There is no universal how-to guide for finding love or mending relationships, but after spending almost a decade as a couple’s therapist, one New York-based relationship expert says there are some crucial truths every pair should abide by.
The major problem with any relationship column randomly dishing love advice for all singles looking for love or couples in turmoil is that every pair and every person is unique.
That’s something Sherry Amatenstein, a journalist and author who has also spent eight years as a couple’s therapist, acknowledges, but even then she says there are some universal bits of advice that will always apply to all romantic hopefuls.
One of the most vital pieces of advice Amatenstein shared in a recent post for Vox was the misconception that another person can eliminate someone’s sense of loneliness.
Many single men and women will rush into a relationship when they start feeling lonely, and they often do so with good intentions.
The problem is, according to Amatenstein, that those feelings of loneliness lead to an overwhelming sense of dependence within the relationship.

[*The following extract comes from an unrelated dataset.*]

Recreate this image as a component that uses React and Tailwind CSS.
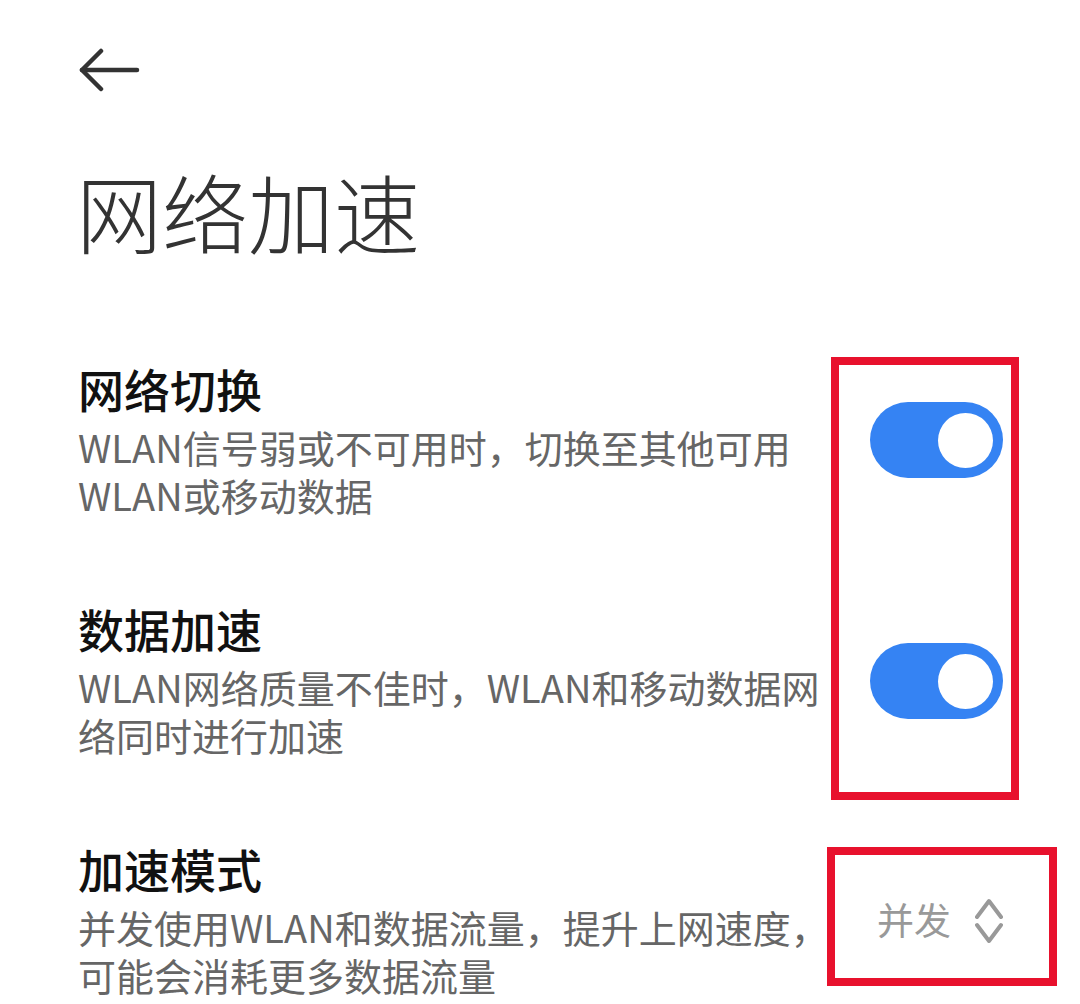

She shared the story of one couple, who she referred to as Sarah and Dave, who were madly in love but were faced with one serious issue — Sarah was driving Dave mad.
“Not surprisingly, Dave finds the weight of Sarah’s needs suffocating,” she wrote of the couple. “ ‘When I come home she’s all over me to talk, kiss, listen to the minutiae of her day… I love her but it’s a lot of pressure to constantly have to provide entertainment.’ ”
Instead of trying to fill a void with a significant other, Amatenstein says people should focus on embracing and accepting the idea that, by nature, we are all meant ultimately to be alone.
“We’re born alone; we die alone,” she continued. “Sounds bleak, but it’s real. We need to embrace those feelings, to sit with the discomfort and ask, ‘What are these feelings of emptiness trying to teach me?’ ”
She also strongly advised against anyone changing too much of who they are to please their partner, explaining that many times a partner will only want their significant other to undergo a lot of changes if they are insecure about themselves.
“When someone is secure, there’s no desire to make a partner jump through hoops,” she explained. “And anyone with good self-esteem will refuse to jump through hoops for a partner, if doing so will feel demeaning.”
It’s one of the key reasons she always reminds people not to “underestimate their own self-worth.”
“Growing up, we are taught the alphabet, how to do fractions, and to dress in layers when it’s cold outside,” she explained. “Alas, it is not part of Common Core to ensure students learn to value their own company. Until you can look in the mirror, say and mean, ‘Hello, gorgeous, you are a damn fine human being,’ you are at risk of being overly dependent on other people for validation.”
One key rule that she pointed out is an extremely simple one and one that everybody knows but few people follow —keep those impulsive, hurtful comments to yourself.
When couples are in the heat of an argument, it is far too common for one half of the happy whole to throw out hurtful statements just to get under their partner’s skin.
While it’s an impulsive decision made in a split second, it has the potential to leave permanent scars on the relationship.
Amatenstein says that people shouldn’t be afraid to tell their partner that they just need some space to calm down before continuing an emotional conversation.
Other key truths she said all couples and hopeful romantics should remember are that truly happy couples are on the same page about the expectations for marriage and that couples must be allowed to not only evolve together but separately as individuals as well.
Perhaps the biggest relationship truth, however, is the necessity of compromising.
“The easiest way to ruin a relationship: insisting on your own way,” Amatenstein writes. “Ask yourself, ‘Would I rather win every argument or be in a happy relationship?’ ”
It’s one of the hardest things to deal with in a relationship, but it’s also completely necessary, according to Amatenstein.
“Developing empathy for why a partner feels the way he or she does goes a long way toward melting self-righteousness,” she writes.
In the midst of all these truths, Amatenstein says there is one thing that connects them all—dealing with negative energy.
She explained that, “Releasing the immense amount of negative energy necessary to keep anger alive allows for a glorious spaciousness to open in a partnership.”